DVD Review | "Verdun: Looking at History"

There's something uniquely breathtaking about watching Leon Poirier's silent 1928 docudrama, Verdun: Looking at History, a film made to commemorate the 10th anniversary of the end of what was then known as The Great War.

It's something that takes a while to sink in while watching the film. We seem so far removed from WWI, much more so than we do from WWII. Most of us have known someone who fought in or lived through WWII, its history as been thoroughly covered in movies and TV shows for decades. But WWI seems more foreign, less glorified. Its history is less glorious and heralded. It was a pointless war born of secret alliances and childish posturing, leading the deaths of millions in the first modern war, where old fashioned military tactics ran headlong into the new industrial machinery of death. It is much harder, then, to look at WWI through the heroic lens that we usually look at WWII, because no one really remembers what we were fighting for, and I'm not sure the people fighting it knew either.


It is difficult to fathom that Verdun was a film made by people for whom WWI was still a fresh reality. And indeed, the film feels shockingly authentic, as if it were shot directly on the battlefield of Verdun itself.

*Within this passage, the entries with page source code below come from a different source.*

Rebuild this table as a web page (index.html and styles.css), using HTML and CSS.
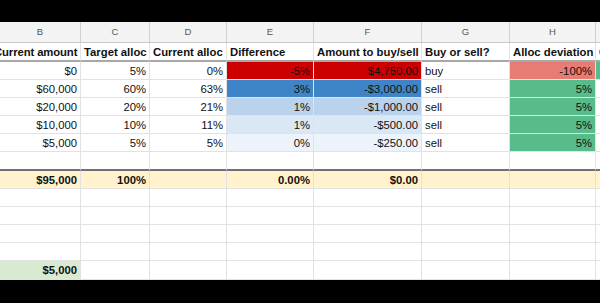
FILE: index.html
```html
<!DOCTYPE html>
<html>
<head>
<meta charset="utf-8">
<link rel="stylesheet" href="styles.css">
</head>
<body>
<div class="screen">
  <div class="sheet">
    <div class="c hd first">B</div><div class="c hd">C</div><div class="c hd">D</div><div class="c hd">E</div><div class="c hd">F</div><div class="c hd">G</div><div class="c hd">H</div><div class="c hd">I</div>

    <div class="c nm first">Current amount</div><div class="c nm">Target alloc</div><div class="c nm">Current alloc</div><div class="c nm">Difference</div><div class="c nm">Amount to buy/sell</div><div class="c nm">Buy or sell?</div><div class="c nm">Alloc deviation</div><div class="c nm">Current</div>

    <div class="c r">$0</div><div class="c r">5%</div><div class="c r">0%</div><div class="c r red">-5%</div><div class="c r red">$4,750.00</div><div class="c">buy</div><div class="c r salmon">-100%</div><div class="c green"></div>

    <div class="c r">$60,000</div><div class="c r">60%</div><div class="c r">63%</div><div class="c r blue1">3%</div><div class="c r blue1">-$3,000.00</div><div class="c">sell</div><div class="c r green">5%</div><div class="c"></div>

    <div class="c r">$20,000</div><div class="c r">20%</div><div class="c r">21%</div><div class="c r blue2">1%</div><div class="c r blue2">-$1,000.00</div><div class="c">sell</div><div class="c r green">5%</div><div class="c"></div>

    <div class="c r">$10,000</div><div class="c r">10%</div><div class="c r">11%</div><div class="c r blue3">1%</div><div class="c r blue3">-$500.00</div><div class="c">sell</div><div class="c r green">5%</div><div class="c"></div>

    <div class="c r">$5,000</div><div class="c r">5%</div><div class="c r">5%</div><div class="c r blue4">0%</div><div class="c r blue4">-$250.00</div><div class="c">sell</div><div class="c r green">5%</div><div class="c"></div>

    <div class="c sep"></div><div class="c sep"></div><div class="c sep"></div><div class="c sep"></div><div class="c sep"></div><div class="c sep"></div><div class="c sep"></div><div class="c sep"></div>

    <div class="c r tot">$95,000</div><div class="c r tot">100%</div><div class="c r tot"></div><div class="c r tot">0.00%</div><div class="c r tot">$0.00</div><div class="c tot"></div><div class="c tot"></div><div class="c tot"></div>

    <div class="c"></div><div class="c"></div><div class="c"></div><div class="c"></div><div class="c"></div><div class="c"></div><div class="c"></div><div class="c"></div>
    <div class="c"></div><div class="c"></div><div class="c"></div><div class="c"></div><div class="c"></div><div class="c"></div><div class="c"></div><div class="c"></div>
    <div class="c"></div><div class="c"></div><div class="c"></div><div class="c"></div><div class="c"></div><div class="c"></div><div class="c"></div><div class="c"></div>
    <div class="c"></div><div class="c"></div><div class="c"></div><div class="c"></div><div class="c"></div><div class="c"></div><div class="c"></div><div class="c"></div>

    <div class="c r cash">$5,000</div><div class="c"></div><div class="c"></div><div class="c"></div><div class="c"></div><div class="c"></div><div class="c"></div><div class="c"></div>
  </div>
</div>
</body>
</html>
```

FILE: styles.css
```css
html, body {
  margin: 0;
  padding: 0;
  background: #000;
  overflow: hidden;
}

.screen {
  width: 600px;
  height: 303px;
  padding-top: 22px;
  box-sizing: border-box;
  overflow: hidden;
}

.sheet {
  display: grid;
  grid-template-columns: 87px 69px 77px 87px 108px 88px 86px 30px;
  grid-template-rows: 21px 19px repeat(5, 18px) 19px 18px repeat(4, 18px) 19px;
  margin-left: -6px;
  width: 632px;
  background: #fff;
  font-family: "Liberation Sans", Arial, sans-serif;
  font-size: 11.3px;
  color: #111;
}

.c {
  box-sizing: border-box;
  border-right: 1px solid #e2e2e2;
  border-bottom: 1px solid #e2e2e2;
  padding: 0 3px;
  line-height: 18px;
  white-space: nowrap;
  overflow: hidden;
}

.r { text-align: right; }

.hd {
  line-height: 20px;
  background: #f3f3f3;
  border-right-color: #d0d0d0;
  border-bottom-color: #c8c8c8;
  text-align: center;
  font-size: 9.5px;
  color: #555;
}

.hd.first { text-indent: 6px; }

.nm {
  font-weight: bold;
  line-height: 19px;
  border-bottom: 2px solid #a8a8a8;
  color: #111;
}

.nm.first {
  padding-left: 0;
  padding-right: 0;
  letter-spacing: -0.1px;
}

.sep {
  border-bottom: 2px solid #707070;
}

.tot {
  background: #fff2cc;
  font-weight: bold;
}

.cash {
  background: #d9ead3;
  font-weight: bold;
}

.red { background: #cc0000; }
.blue1 { background: #3d85c6; }
.blue2 { background: #bad2eb; }
.blue3 { background: #dae7f5; }
.blue4 { background: #edf3fb; }
.salmon { background: #e67c73; }
.green { background: #57bb8a; }
```
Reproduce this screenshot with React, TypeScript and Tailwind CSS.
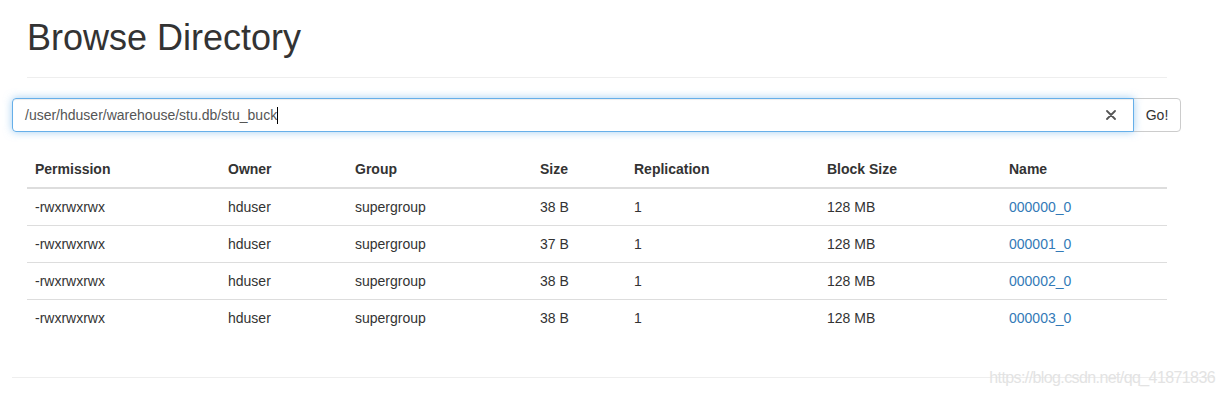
const rows = [
  { perm: "-rwxrwxrwx", owner: "hduser", group: "supergroup", size: "38 B", repl: "1", block: "128 MB", name: "000000_0" },
  { perm: "-rwxrwxrwx", owner: "hduser", group: "supergroup", size: "37 B", repl: "1", block: "128 MB", name: "000001_0" },
  { perm: "-rwxrwxrwx", owner: "hduser", group: "supergroup", size: "38 B", repl: "1", block: "128 MB", name: "000002_0" },
  { perm: "-rwxrwxrwx", owner: "hduser", group: "supergroup", size: "38 B", repl: "1", block: "128 MB", name: "000003_0" },
];

const cols = ["w-[193px]", "w-[127px]", "w-[185px]", "w-[94px]", "w-[193px]", "w-[182px]", "w-[166px]"];
const heads = ["Permission", "Owner", "Group", "Size", "Replication", "Block Size", "Name"];

export default function App() {
  return (
    <div className="w-[1225px] h-[395px] bg-white text-[#333] text-[14px] leading-[20px] font-['Liberation_Sans',Arial,sans-serif] overflow-hidden">
      <div className="pl-[12px] pr-[10px]">
        <div className="px-[15px]">
          <h1 className="pt-[18px] h-[78px] text-[36px] leading-[39.6px] font-medium text-[#333] border-b border-[#eee] w-[1140px]">
            Browse Directory
          </h1>
        </div>

        <div className="mt-[20px] flex w-[1169px] h-[34px]">
          <div className="flex-1 flex items-center border border-[#66afe9] rounded-l-[4px] shadow-[inset_0_1px_1px_rgba(0,0,0,0.075),0_0_8px_rgba(102,175,233,0.6)] pl-[12px] pr-[17px] text-[#555] relative z-10">
            <span className="flex-1 flex items-center">
              /user/hduser/warehouse/stu.db/stu_buck
              <span className="inline-block w-px h-[17px] bg-black" />
            </span>
            <svg width="10" height="10" viewBox="0 0 10 10" className="shrink-0">
              <path d="M1 1L9 9M9 1L1 9" stroke="#555" strokeWidth="1.8" strokeLinecap="round" />
            </svg>
          </div>
          <button className="w-[48px] -ml-px border border-[#ccc] rounded-r-[4px] bg-white text-[#333] text-[14px]">
            Go!
          </button>
        </div>

        <div className="px-[15px] mt-[19px]">
          <table className="w-[1140px] border-collapse table-fixed">
            <thead>
              <tr>
                {heads.map((h, i) => (
                  <th key={h} className={`${cols[i]} text-left font-bold px-[8px] py-[8px] border-b-2 border-[#ddd]`}>
                    {h}
                  </th>
                ))}
              </tr>
            </thead>
            <tbody>
              {rows.map((r, idx) => (
                <tr key={r.name} className={idx > 0 ? "border-t border-[#ddd]" : ""}>
                  <td className="px-[8px] py-[8px]">{r.perm}</td>
                  <td className="px-[8px] py-[8px]">{r.owner}</td>
                  <td className="px-[8px] py-[8px]">{r.group}</td>
                  <td className="px-[8px] py-[8px]">{r.size}</td>
                  <td className="px-[8px] py-[8px]">{r.repl}</td>
                  <td className="px-[8px] py-[8px]">{r.block}</td>
                  <td className="px-[8px] py-[8px]">
                    <a className="text-[#337ab7]">{r.name}</a>
                  </td>
                </tr>
              ))}
            </tbody>
          </table>
        </div>

        <div className="mt-[41px] w-[1203px] border-t border-[#eee] relative">
          <span className="absolute right-[0px] -top-[10px] text-[16px] leading-[20px] text-[#e3e3e3] tracking-[-0.6px]">
            https://blog.csdn.net/qq_41871836
          </span>
        </div>
      </div>
    </div>
  );
}
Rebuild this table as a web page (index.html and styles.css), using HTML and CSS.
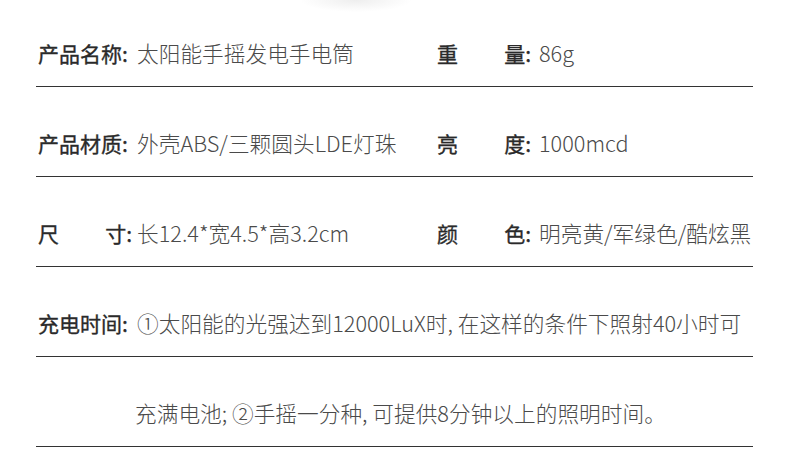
FILE: index.html
```html
<!DOCTYPE html>
<html lang="zh-CN">
<head>
  <meta charset="UTF-8">
  <title>产品参数 - 太阳能手摇发电手电筒</title>
  <link rel="stylesheet" href="styles.css">
</head>
<body>
  <div class="spec">
    <div class="fila">
      <div class="item">
        <span class="label"><span>产品名称:</span></span>
        <span class="valor">太阳能手摇发电手电筒</span>
      </div>
      <div class="item">
        <span class="label"><span>重</span><span>量:</span></span>
        <span class="valor">86g</span>
      </div>
    </div>
    <div class="fila">
      <div class="item">
        <span class="label"><span>产品材质:</span></span>
        <span class="valor">外壳ABS/三颗圆头LDE灯珠</span>
      </div>
      <div class="item">
        <span class="label"><span>亮</span><span>度:</span></span>
        <span class="valor">1000mcd</span>
      </div>
    </div>
    <div class="fila">
      <div class="item">
        <span class="label"><span>尺</span><span>寸:</span></span>
        <span class="valor">长12.4*宽4.5*高3.2cm</span>
      </div>
      <div class="item">
        <span class="label"><span>颜</span><span>色:</span></span>
        <span class="valor">明亮黄/军绿色/酷炫黑</span>
      </div>
    </div>
    <div class="fila">
      <div class="item largo">
        <span class="label"><span>充电时间:</span></span>
        <span class="valor">①太阳能的光强达到12000LuX时, 在这样的条件下照射40小时可</span>
      </div>
    </div>
    <div class="fila">
      <div class="item largo sigue">
        <span class="valor">充满电池; ②手摇一分种, 可提供8分钟以上的照明时间。</span>
      </div>
    </div>
  </div>
</body>
</html>
```

FILE: styles.css
```css
:root {
  --texto: #2a2a2a;
  --valor: #4a4a4a;
  --linea: #333;
}
body {
  margin: 0;
  background: #fff radial-gradient(ellipse 56px 12px at 356px 0, #eeeeee, rgba(255,255,255,0) 100%) no-repeat;
  font-family: "Noto Sans CJK SC", "Noto Sans", sans-serif;
  color: var(--texto);
  font-size: 21px;
}
.spec {
  margin: 0 37px 0 36px;
}
.fila {
  display: flex;
  padding: 41px 0 18px;
  line-height: 30px;
  border-bottom: 1px solid var(--linea);
}
.fila:first-child {
  padding-top: 38px;
}
.item {
  display: flex;
  width: 400px;
  padding-left: 2px;
  box-sizing: border-box;
}
.item + .item {
  flex: 1;
  padding-left: 1px;
}
.item + .item .label {
  margin-right: 8px;
}
.item.largo {
  width: auto;
  flex: 1;
}
.item.sigue {
  padding-left: 99px;
}
.label {
  display: flex;
  justify-content: space-between;
  flex: none;
  width: 94px;
  margin-right: 5px;
  -webkit-text-stroke: 0.35px var(--texto);
}
.valor {
  font-size: 21.7px;
  font-weight: 300;
  color: var(--valor);
  white-space: nowrap;
}
```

It wasn't, of course, but Poirier meticulously recreated it using actors like infamous playwright Antonin Artaud and Maurice Schultz (who also co-starred with Artaud as a villainous priest in Carl Th. Dreyer's The Passion of Joan of Arc that same year). While the film as a whole is no great artistic achievement, its authenticity is nevertheless notable. It plays like a series of loosely connected scenes depicting the war without any real through line to hold it all together, but it is filled with stunning set pieces and haunting imagery. It is clear that Poirier took his cues from D.W. Griffith's The Birth of a Nation (1915) in his staging of the battles, although his cinematography is much more static than Griffith's.

That's what really keeps Verdun from being the truly great film that it could have been. It is fascinating as a historical artifact, but it is never more than that. It feels as though we are watching history unfold before our very eyes. It doesn't even feel like a movie really, it feels like an accidental eyewitness to history, as if someone just happened to have a camera with them when WWI broke out and captured the whole terrible affair for future generations. It is a film with individual flashes of greatness that structurally never add up to a satisfying whole. Still though, its historical importance can't be denied, and Kino Lorber should be commended for making it available on DVD for the very first time. As a historical document, Verdun is absolutely essential. Watching it is an undeniably moving experience, knowing that this was a document of one of the most terrible human conflicts of all time made by the very people who lived it. It feels fresh and vital even 86 years later, a chilling and unforgettable reminder of a war that has been largely forgotten through time and distance. In Verdun, all that time and distance is searingly erased.

GRADE - ★★★ (out of four)

Now available on DVD from Kino Lorber.